DESIGUALDADE DE GÊNERO E FALTA DE ÍDOLOS SÃO APONTADAS COMO BARREIRAS

Durante o evento, o tema da busca por maior igualdade de gênero no esporte foi levantado por alguns dos participantes.

A Grande Mestre ucraniana Anastasiya Karlovich, 43, apontou a discrepância de participação de mulheres nos torneios como um obstáculo ainda a ser superado pela modalidade para que ela possa se tornar mais popular junto ao grande público.

“Ainda temos menos meninas e mulheres jogando do que homens. Costuma ser uma mulher para cada dez homens”, afirmou Anastasia, que veio ao Brasil para acompanhar as finais como jornalista do evento.

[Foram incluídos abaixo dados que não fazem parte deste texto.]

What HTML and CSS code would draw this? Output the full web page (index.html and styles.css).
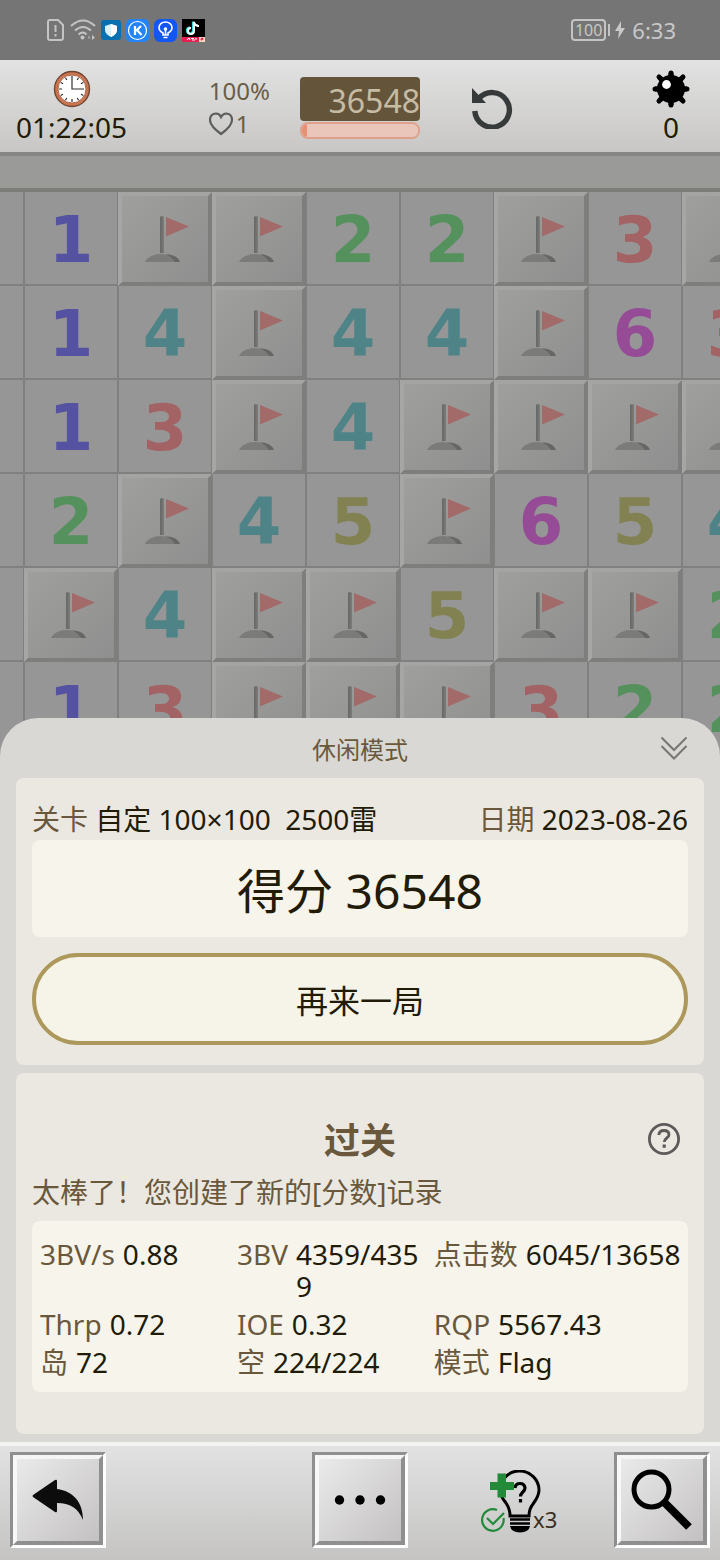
FILE: index.html
```html
<!DOCTYPE html>
<html lang="zh-CN">
<head>
<meta charset="utf-8">
<meta name="viewport" content="width=device-width, initial-scale=1">
<title>休闲模式</title>
<link rel="stylesheet" href="styles.css">
</head>
<body>
<svg class="defs" aria-hidden="true">
  <linearGradient id="pole"><stop offset="0" stop-color="#666664"/><stop offset="1" stop-color="#7c7c7a"/></linearGradient>
  <symbol id="flag" viewBox="4 4 86 86">
    <path d="M45 70c0-4 2-7 4-7.500C55 62 61 66 62 70z" fill="#666664"/>
    <path d="M27 70C29 65 36 62 43 62s11 3 14 8z" fill="#7b7b79"/>
    <path d="M42 25q2-2 4 0v36h-4z" fill="url(#pole)"/>
    <path d="M48 25l23 9.500L48 44.500z" fill="#a26a68"/>
  </symbol>
</svg>

<header class="status">
  <div class="status-group">
    <svg width="18" height="22" viewBox="0 0 18 22" fill="none" stroke="#c4c4c4" stroke-width="2"><path d="M3 1h8l5 5v13q0 2-2 2H3q-2 0-2-2V3q0-2 2-2z"/><path d="M8.500 6v7M8.500 15v2.500"/></svg>
    <svg width="26" height="22" viewBox="0 0 26 22" fill="none" stroke="#c4c4c4" stroke-width="2"><path d="M1 7q12-11 24 0M5 11.500q8-7 16 0M8.500 15.500q4.500-4 8 0"/><circle cx="12.500" cy="18.500" r="2" fill="#c4c4c4" stroke="none"/><path d="M22 16l3 2.500-3 2.500z" fill="#c4c4c4" stroke="none"/><path d="M19 17v3" stroke="#999"/></svg>
    <svg width="20" height="20" viewBox="0 0 20 20"><rect width="20" height="20" rx="3" fill="#0870b0"/><path d="M10 4l6 2v4q0 4-6 7-6-3-6-7V6z" fill="#d9f1fb"/><path d="M10 4l6 2v4q0 4-6 7z" fill="#fff"/></svg>
    <svg width="23" height="23" viewBox="0 0 23 23" fill="none" stroke="#fff"><rect width="23" height="23" rx="5" fill="#2484f5" stroke="none"/><circle cx="11.500" cy="11.500" r="9" stroke-width="1.200"/><path d="M9 7v9M15 7l-5 5M11 11l4.500 5" stroke-width="2.200"/></svg>
    <svg width="23" height="23" viewBox="0 0 23 23" fill="none" stroke="#fff" stroke-width="1.600"><rect width="23" height="23" rx="6" fill="#1257f4" stroke="none"/><path d="M9 16v-2q-4-2-4-5.500a6.500 5.500 0 0 1 13 0Q18 12 14 14v2zM9.500 18.500h4M11.500 11v5"/><circle cx="11.500" cy="10" r="1" fill="#fff"/></svg>
    <svg width="23" height="23" viewBox="0 0 23 23" fill="none"><path fill="#000" d="M0 0h23v23H0z"/><path d="M12 3v9a3 3 0 1 1-3-3M12 3q1 4 5 4" stroke="#35d9df" stroke-width="2.200" transform="translate(-1 -.5)"/><path d="M12 3v9a3 3 0 1 1-3-3M12 3q1 4 5 4" stroke="#fff" stroke-width="2"/><path fill="#e91e50" d="M0 18h23v5H0z"/><path fill="#ffd8c0" d="M17 18h6v5h-6z"/><path d="M5 21l2-2 1 2M9 19.500h3M10 21h3M14 19v2" stroke="#fff"/><path d="M19 21l2-2" stroke="#e91e50" stroke-width="2"/></svg>
  </div>
  <div class="status-group">
    <span class="battery">100</span><span class="battery-tip"></span>
    <svg width="10" height="20" viewBox="0 0 10 20" fill="#c8c8c8"><path d="M6 1L0 11h4l-1 8 7-11H6z"/></svg>
    <span class="time">6:33</span>
  </div>
</header>

<section class="toolbar">
  <div class="side side-left">
    <div class="readout">
      <svg width="38" height="38" viewBox="0 0 38 38"><circle cx="19" cy="19" r="17.500" fill="#cc7350" stroke="#6e4634" stroke-width="1.400"/><circle cx="19" cy="19" r="14" fill="#fff" stroke="#a9694f"/><g stroke="#333" stroke-width="1.200"><path d="M19 6v3M19 29v3M6 19h3M12.500 7.700l1.300 2.300M24.200 28l1.300 2.300M7.700 12.500l2.300 1.300M28 24.200l2.300 1.300M7.700 25.500l2.300-1.300M28 13.800l2.300-1.300M12.500 30.300l1.300-2.300M24.200 10l1.300-2.300M19 9v10h12" fill="none"/></g></svg>
      <span>01:22:05</span>
    </div>
    <div class="lives">
      <span>100%</span>
      <span class="hearts"><svg width="25" height="24" viewBox="0 0 25 24" fill="none" stroke="#5d5d5d" stroke-width="2.200"><path d="M12 22Q1 14 1 8 1 2 7 1.500q3.500 0 5 3.500 2-3.500 5.500-3.500Q23 2 23 8q0 6-11 14z"/></svg>1</span>
    </div>
  </div>
  <div class="score">
    <div class="score-value">36548</div>
    <progress class="score-bar" value="4" max="100" aria-label="进度"></progress>
  </div>
  <div class="side side-right">
    <button class="undo" aria-label="撤销"><svg width="42" height="42" viewBox="0 0 42 42"><path d="M8 11.500A17.300 17.300 0 1 1 3.800 24" fill="none" stroke="#373a3b" stroke-width="5.400"/><path d="M1 1l14 15H1z" fill="#373a3b"/></svg></button>
    <div class="readout">
      <svg width="38" height="38" viewBox="0 0 38 38"><path d="M19 3v32M3 19h32M7 7l24 24M31 7L7 31" stroke="#000" stroke-width="5" stroke-linecap="round"/><path d="M19 3v32M3 19h32M8 8l22 22M30 8L8 30" stroke="#000" stroke-width="5"/><circle cx="19" cy="19" r="14" fill="#000"/><circle cx="14.500" cy="14.500" r="4.400" fill="#fff"/></svg>
      <span>0</span>
    </div>
  </div>
</section>

<div class="ledge"></div>

<main class="board" aria-label="雷区">
  <div class="cells">
    <button class="cell"></button><button class="cell n1">1</button><button class="cell up"><svg><use href="#flag"/></svg></button><button class="cell up"><svg><use href="#flag"/></svg></button><button class="cell n2">2</button><button class="cell n2">2</button><button class="cell up"><svg><use href="#flag"/></svg></button><button class="cell n3">3</button><button class="cell up"><svg><use href="#flag"/></svg></button>
    <button class="cell"></button><button class="cell n1">1</button><button class="cell n4">4</button><button class="cell up"><svg><use href="#flag"/></svg></button><button class="cell n4">4</button><button class="cell n4">4</button><button class="cell up"><svg><use href="#flag"/></svg></button><button class="cell n6">6</button><button class="cell n3">3</button>
    <button class="cell"></button><button class="cell n1">1</button><button class="cell n3">3</button><button class="cell up"><svg><use href="#flag"/></svg></button><button class="cell n4">4</button><button class="cell up"><svg><use href="#flag"/></svg></button><button class="cell up"><svg><use href="#flag"/></svg></button><button class="cell up"><svg><use href="#flag"/></svg></button><button class="cell up"><svg><use href="#flag"/></svg></button>
    <button class="cell"></button><button class="cell n2">2</button><button class="cell up"><svg><use href="#flag"/></svg></button><button class="cell n4">4</button><button class="cell n5">5</button><button class="cell up"><svg><use href="#flag"/></svg></button><button class="cell n6">6</button><button class="cell n5">5</button><button class="cell n4">4</button>
    <button class="cell"></button><button class="cell up"><svg><use href="#flag"/></svg></button><button class="cell n4">4</button><button class="cell up"><svg><use href="#flag"/></svg></button><button class="cell up"><svg><use href="#flag"/></svg></button><button class="cell n5">5</button><button class="cell up"><svg><use href="#flag"/></svg></button><button class="cell up"><svg><use href="#flag"/></svg></button><button class="cell n2">2</button>
    <button class="cell"></button><button class="cell n1">1</button><button class="cell n3">3</button><button class="cell up"><svg><use href="#flag"/></svg></button><button class="cell up"><svg><use href="#flag"/></svg></button><button class="cell up"><svg><use href="#flag"/></svg></button><button class="cell n3">3</button><button class="cell n2">2</button><button class="cell n2">2</button>
  </div>
</main>

<section class="sheet">
  <div class="sheet-head">
    <h1>休闲模式</h1>
    <button class="collapse" aria-label="收起"><svg width="28" height="24" viewBox="0 0 28 24" fill="none" stroke="#777674" stroke-width="2"><path d="M1.500 1.500L14 14 26.500 1.500M1.500 10L14 22.500 26.500 10"/></svg></button>
  </div>

  <div class="card card-score">
    <div class="meta">
      <span><span class="label">关卡</span> 自定 100×100&nbsp; 2500雷</span>
      <span><span class="label">日期</span> 2023-08-26</span>
    </div>
    <div class="panel total">得分 36548</div>
    <button class="again">再来一局</button>
  </div>

  <div class="card card-result">
    <div class="result-head">
      <h2>过关</h2>
      <button class="help" aria-label="帮助"><svg width="34" height="34" viewBox="0 0 34 34" fill="none" stroke="#5c5a5a" stroke-width="2.800"><circle cx="17" cy="17" r="14.600"/><path d="M11.800 13q.4-4.500 5.200-4.500t5 4.200c0 3-4.500 3.500-4.800 7.300"/><path d="M17.200 22.500v3.300" stroke-width="3.200"/></svg></button>
    </div>
    <p class="message">太棒了！您创建了新的[分数]记录</p>
    <dl class="panel stats">
      <div><dt>3BV/s</dt><dd>0.88</dd></div>
      <div><dt>3BV</dt><dd>4359/4359</dd></div>
      <div><dt>点击数</dt><dd class="whole">6045/13658</dd></div>
      <div><dt>Thrp</dt><dd>0.72</dd></div>
      <div><dt>IOE</dt><dd>0.32</dd></div>
      <div><dt>RQP</dt><dd>5567.43</dd></div>
      <div><dt>岛</dt><dd>72</dd></div>
      <div><dt>空</dt><dd>224/224</dd></div>
      <div><dt>模式</dt><dd>Flag</dd></div>
    </dl>
  </div>
</section>

<nav class="bottom">
  <div><button class="key" aria-label="返回"><span><svg width="60" height="60" viewBox="0 0 60 60"><path d="M5 25L27 10q2-1 2 1v8c16 2 26 13 26 31-5-12-13-17-26-17v8q0 2-2 1L5 27q-1-1 0-2z" fill="#0c0c0c"/></svg></span></button></div>
  <button class="key" aria-label="更多"><span><svg width="60" height="60" viewBox="0 0 60 60"><circle cx="9.500" cy="30" r="4.700"/><circle cx="30" cy="30" r="4.700"/><circle cx="50.500" cy="30" r="4.700"/></svg></span></button>
  <div class="bottom-right">
    <button class="hint" aria-label="提示 x3">
      <svg width="60" height="64" viewBox="0 0 60 64" fill="none"><path d="M29 46q0-7-4-13c-3-4-6-7-6-13a19.500 19 0 0 1 39 0c0 6-3 10-6 14q-4 5-4 12z" stroke="#000" stroke-width="3"/><path d="M29 49.500h20M29 53.500h20" stroke="#000" stroke-width="2.600"/><path d="M29 56h20q-1 6-10 6.500Q30 62 29 56z" fill="#000"/><path d="M34 18q.5-4.500 5-4.500t5 4.500c0 4-4.500 4-4.500 8.500M39.500 29v3.500" stroke="#000" stroke-width="3.200"/><path d="M16.500 3.500h8.500V12h8v8h-8v7.500h-8.500V20H9v-8h7.500z" fill="#228b3a"/><path d="M16 40A10.800 10.800 0 1 0 22.500 48M6 48l6 6 11-11" stroke="#228b3a" stroke-width="2.200"/></svg>
      <span>x3</span>
    </button>
    <button class="key" aria-label="搜索"><span><svg width="64" height="64" viewBox="0 0 64 64" fill="none" stroke="#000"><circle cx="21.500" cy="21.500" r="17.500" stroke-width="5"/><path d="M34 34l25 25" stroke-width="8"/></svg></span></button>
  </div>
</nav>
</body>
</html>
```

FILE: styles.css
```css
* { box-sizing: border-box; }

body {
  margin: 0;
  min-height: 100vh;
  display: flex;
  flex-direction: column;
  overflow-x: hidden;
  background: #979795;
  color: #211b08;
  font-family: "Noto Sans", "Noto Sans CJK SC", sans-serif;
  font-size: 28px;
}

button {
  padding: 0;
  border: 0;
  background: none;
  color: inherit;
  font: inherit;
  cursor: pointer;
}

svg { display: block; flex: none; }
h1, h2, p, dl, dd { margin: 0; }
.defs { position: absolute; width: 0; height: 0; }

/* Status bar */
.status {
  display: flex;
  justify-content: space-between;
  align-items: center;
  height: 60px;
  padding: 0 44px 0 47px;
  background: #757575;
  color: #c8c8c8;
}
.status-group { display: flex; align-items: center; gap: 5px; }
.battery {
  padding: 0 2px;
  border: 2px solid #c4c4c4;
  border-radius: 4px;
  font-size: 16px;
  line-height: 18px;
}
.battery-tip { width: 2px; height: 12px; margin-left: -3px; background: #c4c4c4; }
.time { margin-left: 2px; font-size: 22px; line-height: 32px; }

/* Game toolbar */
.toolbar {
  display: grid;
  grid-template-columns: 1fr 120px 1fr;
  height: 92px;
  background: linear-gradient(#e2e2e2, #c8c7c5);
}
.side { display: flex; justify-content: space-between; }
.side-left { padding: 10px 30px 0 16px; }
.side-right { padding: 10px 30px 0 51px; }
.readout { display: flex; flex-direction: column; align-items: center; min-width: 38px; line-height: 38px; }
.lives { padding-top: 4px; color: #6a5d46; font-size: 24px; line-height: 33px; }
.lives > span { display: block; }
.lives .hearts { display: flex; align-items: center; gap: 2px; }
.score { padding-top: 17px; }
.score-value {
  padding-top: 4px;
  border-radius: 4px;
  background: #64543a;
  color: #c6bba4;
  font-size: 32px;
  line-height: 40px;
  text-align: right;
}
.score-bar {
  appearance: none;
  display: block;
  width: 100%;
  height: 17px;
  margin-top: 1px;
  border: 2px solid #dfa18c;
  border-radius: 8px;
  overflow: hidden;
}
.score-bar::-webkit-progress-bar { background: #e9c5ba; }
.score-bar::-webkit-progress-value { background: #e98f76; }
.undo { align-self: flex-start; margin-top: 17px; }

.ledge {
  height: 40px;
  border-top: 4px solid #868684;
  border-bottom: 4px solid #7c7c79;
  background: #9a9a98;
}

/* Mine field */
.board {
  flex: 1 0 0;
  min-height: 300px;
  overflow: hidden;
  background: #969696;
}
.cells {
  display: grid;
  grid-template-columns: repeat(9, 94px);
  grid-auto-rows: 94px;
  width: max-content;
  margin-left: -70px;
}
.cell {
  padding-top: 4px;
  border: 1px solid #808080;
  border-width: 0 1px 2px;
  background: #969696;
  font: bold 64px/88px "DejaVu Sans", sans-serif;
  overflow: hidden;
}
.cell.up {
  padding: 0;
  border: 4px solid;
  border-color: #a4a4a2 #7e7e7d #7e7e7d #a6a6a5;
  background: linear-gradient(135deg, #9f9f9d, #8f8f8f);
}
.cell svg { width: 86px; height: 86px; }
.n1 { color: #5452a1; }
.n2 { color: #54915c; }
.n3 { color: #a36263; }
.n4 { color: #4e8488; }
.n5 { color: #828151; }
.n6 { color: #954b95; }

/* Result sheet */
.sheet {
  position: relative;
  margin-top: -48px;
  padding: 0 16px 8px;
  border-radius: 38px 38px 0 0;
  background: #d9d8d4;
}
.sheet-head {
  display: grid;
  grid-template-columns: 1fr auto 1fr;
  align-items: center;
  height: 60px;
}
.sheet-head h1 {
  grid-column: 2;
  color: #6a583c;
  font-size: 24px;
  font-weight: 400;
}
.collapse { justify-self: end; margin-right: 16px; }
.card { border-radius: 8px; background: #ebe8e1; }
.panel { border-radius: 8px; background: #f7f4eb; }
.label, dt { color: #6a583c; }

.card-score { padding: 20px 16px; }
.meta { display: flex; justify-content: space-between; line-height: 42px; }
.total { padding-top: 4px; font-size: 48px; line-height: 93px; text-align: center; }
.again {
  display: block;
  width: 100%;
  height: 92px;
  margin-top: 16px;
  border: 4px solid #ab985a;
  border-radius: 46px;
  background: #f6f3e8;
  font-size: 32px;
}

.card-result { margin-top: 8px; padding: 42px 16px; }
.result-head {
  display: grid;
  grid-template-columns: 1fr auto 1fr;
  align-items: center;
}
.result-head h2 {
  grid-column: 2;
  padding-top: 4px;
  color: #6a583c;
  font-size: 36px;
  line-height: 44px;
}
.help { justify-self: end; margin-right: 7px; }
.message { color: #6a583c; line-height: 58px; }
.stats {
  display: grid;
  grid-template-columns: 4fr 4fr 5fr;
  padding: 14px 8px 11px;
  line-height: 32px;
}
.stats div { display: flex; gap: 8px; padding: 3px 8px 3px 0; }
.stats dt { flex: none; }
.stats dd { word-break: break-all; }
.stats .whole { white-space: nowrap; }

/* Bottom keys */
.bottom {
  display: grid;
  grid-template-columns: 1fr auto 1fr;
  padding: 6px 10px 12px;
  border-top: 4px solid #f3f3f2;
  background: linear-gradient(#e2e2e2, #c5c4c3);
}
.key {
  display: block;
  width: 96px;
  height: 96px;
  border: 3px solid;
  border-color: #8f8f8f #fdfdfd #fdfdfd #8f8f8f;
}
.key span {
  display: grid;
  place-items: center;
  height: 100%;
  border: 4px solid;
  border-color: #f5f5f5 #8f8f8f #8f8f8f #f8f8f8;
  background: linear-gradient(135deg, #ebeaea, #c3c1c2);
}
.bottom-right { display: flex; justify-content: space-between; }
.hint {
  display: flex;
  align-items: flex-end;
  margin-left: 73px;
  padding-bottom: 14px;
  color: #3a3020;
  font-size: 22px;
  line-height: 26px;
}
.hint span { margin-left: -8px; padding-bottom: 2px; }
```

Ela defendeu a criação de mais eventos exclusivamente femininos e de centros de referência como caminhos para incentivar uma maior participação das mulheres no esporte.

D’Israel avaliou que o xadrez ainda carece de um grande ídolo nacional para deslanchar no Brasil. “Se tivermos no xadrez uma criança que se destaque, que ganhe um título mundial, todo mundo vai querer jogar”, disse ele, comparando com o impacto da era Guga Kuerten, e agora de João Fonseca, no tênis brasileiro.

O organizador assinalou que o país conta com 14 jogadores com o título de Grande Mestre, mas que eles têm de conviver com a falta de reconhecimento do público e de apoio. “Nenhum tem patrocínio. E quando eles querem evoluir para um nível melhor, são obrigados a ir para a Europa”, afirmou.